Anyone who's spent much time choral singing suspects something akin to this.

The forte second note high A of the exposed tenor entrance at measure 43 has always been enough to do it for me--and that's at only the half way mark and is followed by a whole bunch of fortissimo Fs and Gs.
 
I have heard that Handel got back at a snotty tenor by leaving the tenors up on loud, high notes in the "Hallelujah Chorus" in The Messiah long enough to tie their vocal chords in knots, and I believe it.

Anyone who's spent much time choral singing suspects something akin to this.

I think this also applies to the introduction to the last movement of Beethoven's 9th [Choral]. He does serious damage to the vocal chords. Try joining in with that Ode to Joy !
 
Composers seem to have some sort of antipathy toward altos. Sopranos get thousands of notes, varied ones, per measure; altos get two notes, sustained over thousands of pages.

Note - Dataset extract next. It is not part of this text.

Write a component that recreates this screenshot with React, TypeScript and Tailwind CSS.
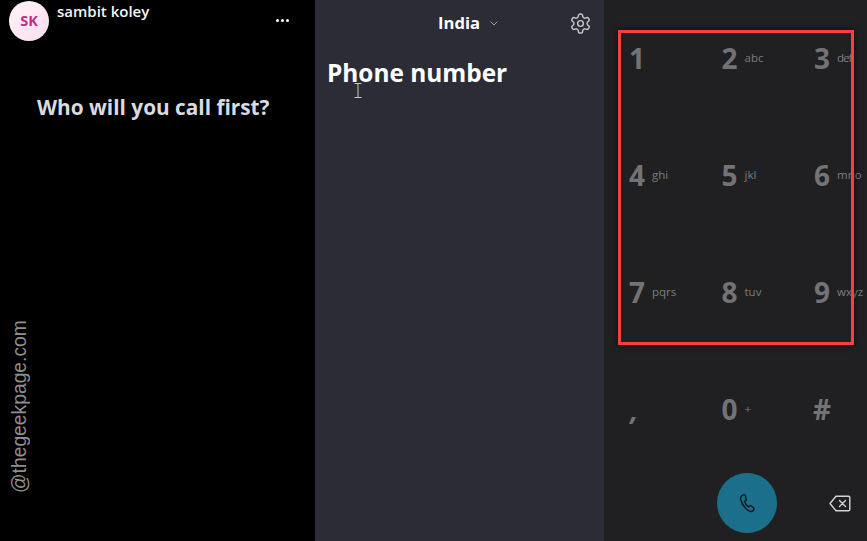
import React from "react";

const font = { fontFamily: '"Open Sans", "Noto Sans", sans-serif' };

function Key({ d, l, slant, tight }: { d: string; l?: string; slant?: boolean; tight?: boolean }) {
  return (
    <div className="flex items-center h-[117px]">
      <span className={slant ? "w-[25px] text-center text-[28px] font-bold italic text-[#737375] leading-none" : "w-[30px] text-center text-[28px] font-bold text-[#737375] leading-none"}>{d}</span>
      {l && <span className={tight ? "text-[11.5px] tracking-[-1px] text-[#7c7c7e] leading-none whitespace-nowrap" : "text-[11.5px] text-[#7c7c7e] leading-none whitespace-nowrap"}>{l}</span>}
    </div>
  );
}

export default function App() {
  return (
    <div className="relative flex w-[867px] h-[541px] overflow-hidden bg-black" style={font}>
      {/* Left */}
      <div className="relative w-[315px] h-full bg-black shrink-0">
        <div className="flex pl-[9px] pr-[26px] pt-px">
          <div className="w-10 h-10 rounded-full bg-gradient-to-br from-[#fff5fa] to-[#fddcec] flex items-center justify-center text-[#c32b87] text-[14.5px] font-bold">SK</div>
          <div className="ml-2 text-[15px] font-semibold text-[#f4f6fa] leading-none pt-[3px]">sambit koley</div>
          <div className="ml-auto mt-[18px] flex gap-[2px]">
            <span className="w-[3px] h-[3px] rounded-full bg-white"></span>
            <span className="w-[3px] h-[3px] rounded-full bg-white"></span>
            <span className="w-[3px] h-[3px] rounded-full bg-white"></span>
          </div>
        </div>
        <div className="mt-[52px] ml-[37px] text-[20.8px] font-bold text-[#d8dbe2] leading-[28px] whitespace-nowrap">Who will you call first?</div>
        <div
          className="absolute left-[9px] top-[320px] h-[173px] text-[19.3px] text-[#8f8f8f] leading-[22px] whitespace-nowrap rotate-180"
          style={{ writingMode: "vertical-rl", fontFamily: '"Liberation Sans", sans-serif' }}
        >
          @thegeekpage.com
        </div>
      </div>

      {/* Middle */}
      <div className="relative w-[289px] h-full bg-[#2b2c35] shrink-0">
        <div className="flex items-center h-[24px] mt-[11px] pl-[123px]">
          <span className="text-[16.6px] font-bold text-white leading-none">India</span>
          <svg className="ml-[9px]" width="10" height="10" viewBox="0 0 10 10" fill="none" stroke="#9a9ba3" strokeWidth="1">
            <path d="M1.5 3.5 5 7l3.5-3.5" />
          </svg>
          <svg className="ml-[70px] text-[#c4c5ca]" width="23" height="23" viewBox="0 0 24 24" fill="none" stroke="currentColor" strokeWidth="1.5" strokeLinecap="round" strokeLinejoin="round">
            <path d="M12.22 2h-.44a2 2 0 0 0-2 2v.18a2 2 0 0 1-1 1.73l-.43.25a2 2 0 0 1-2 0l-.15-.08a2 2 0 0 0-2.73.73l-.22.38a2 2 0 0 0 .73 2.73l.15.1a2 2 0 0 1 1 1.72v.51a2 2 0 0 1-1 1.74l-.15.09a2 2 0 0 0-.73 2.73l.22.38a2 2 0 0 0 2.73.73l.15-.08a2 2 0 0 1 2 0l.43.25a2 2 0 0 1 1 1.73V20a2 2 0 0 0 2 2h.44a2 2 0 0 0 2-2v-.18a2 2 0 0 1 1-1.73l.43-.25a2 2 0 0 1 2 0l.15.08a2 2 0 0 0 2.73-.73l.22-.39a2 2 0 0 0-.73-2.73l-.15-.08a2 2 0 0 1-1-1.74v-.5a2 2 0 0 1 1-1.74l.15-.09a2 2 0 0 0 .73-2.73l-.22-.38a2 2 0 0 0-2.73-.73l-.15.08a2 2 0 0 1-2 0l-.43-.25a2 2 0 0 1-1-1.73V4a2 2 0 0 0-2-2z" />
            <circle cx="12" cy="12" r="3" />
          </svg>
        </div>
        <div className="mt-[21px] pl-[12px] text-[24.4px] font-bold text-white leading-[34px] whitespace-nowrap">Phone number</div>
        <svg className="absolute left-[39px] top-[83px]" width="8" height="15" viewBox="0 0 8 15" fill="none" stroke="#c9c9c0" strokeWidth="1">
          <path d="M0.5 0.5h7M4 0.5v14M0.5 14.5h7" />
        </svg>
      </div>

      {/* Right */}
      <div className="relative flex-1 h-full bg-[#202022]">
        <div className="pl-[18px] -mt-px grid grid-cols-[92.5px_92.5px_92.5px] w-max">
          <Key d="1" />
          <Key d="2" l="abc" />
          <Key d="3" l="def" tight />
          <Key d="4" l="ghi" />
          <Key d="5" l="jkl" />
          <Key d="6" l="mno" />
          <Key d="7" l="pqrs" />
          <Key d="8" l="tuv" />
          <Key d="9" l="wxyz" />
          <Key d="," slant />
          <Key d="0" l="+" />
          <Key d="#" />
        </div>
        <div className="flex items-center mt-[6px] pl-[113px]">
          <div className="w-[60px] h-[60px] rounded-full bg-[#1b6f8a] flex items-center justify-center">
            <svg width="22" height="22" viewBox="0 0 24 24" fill="none" stroke="#0d1a20" strokeWidth="1.6" strokeLinecap="round" strokeLinejoin="round">
              <path d="M8 3.2 6.6 3.9c-1.7.9-2 2.5-1.4 4.6.9 3.2 2.6 6.4 5 8.9 2 2.1 4 3.6 5.9 3.8 1.7.2 3-.7 3.4-2.1.3-1 0-1.7-.9-2.4l-1.9-1.4c-.8-.6-1.6-.5-2.3.1l-.9.8c-1.9-1.3-3.5-3.6-4.3-6l1.1-.7c.8-.5 1.1-1.3.8-2.2l-.8-2.6C10 3.1 9.1 2.7 8 3.2z" />
            </svg>
          </div>
          <svg className="ml-[52px]" width="22" height="17" viewBox="0 0 22 17" fill="none" stroke="#d4d4d4" strokeWidth="1.4" strokeLinejoin="round">
            <path d="M7 1.2h12.5a1.3 1.3 0 0 1 1.3 1.3v12a1.3 1.3 0 0 1-1.3 1.3H7L1 8.5z" />
            <path d="M10.5 5.5l6 6M16.5 5.5l-6 6" strokeLinecap="round" />
          </svg>
        </div>
      </div>

      {/* Annotation */}
      <div className="absolute left-[618px] top-[30px] w-[236px] h-[315px] border-[3px] border-[#f84040] shadow-[0_0_6px_rgba(0,0,0,0.6)]"></div>
    </div>
  );
}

Source: a disgruntled alto who surreptitiously switched to the tenor parts when the director wasn't looking.
 
Composers and conductors don't mess around with altos. They go for lyric sopranos.
 
Composers and conductors don't mess around with altos. They go for lyric sopranos.

Hence the "Oh, hell! I forgot the altos again. Eh. I'll have 'em sing two words drawn out over twenty measures. That'll give them something to do."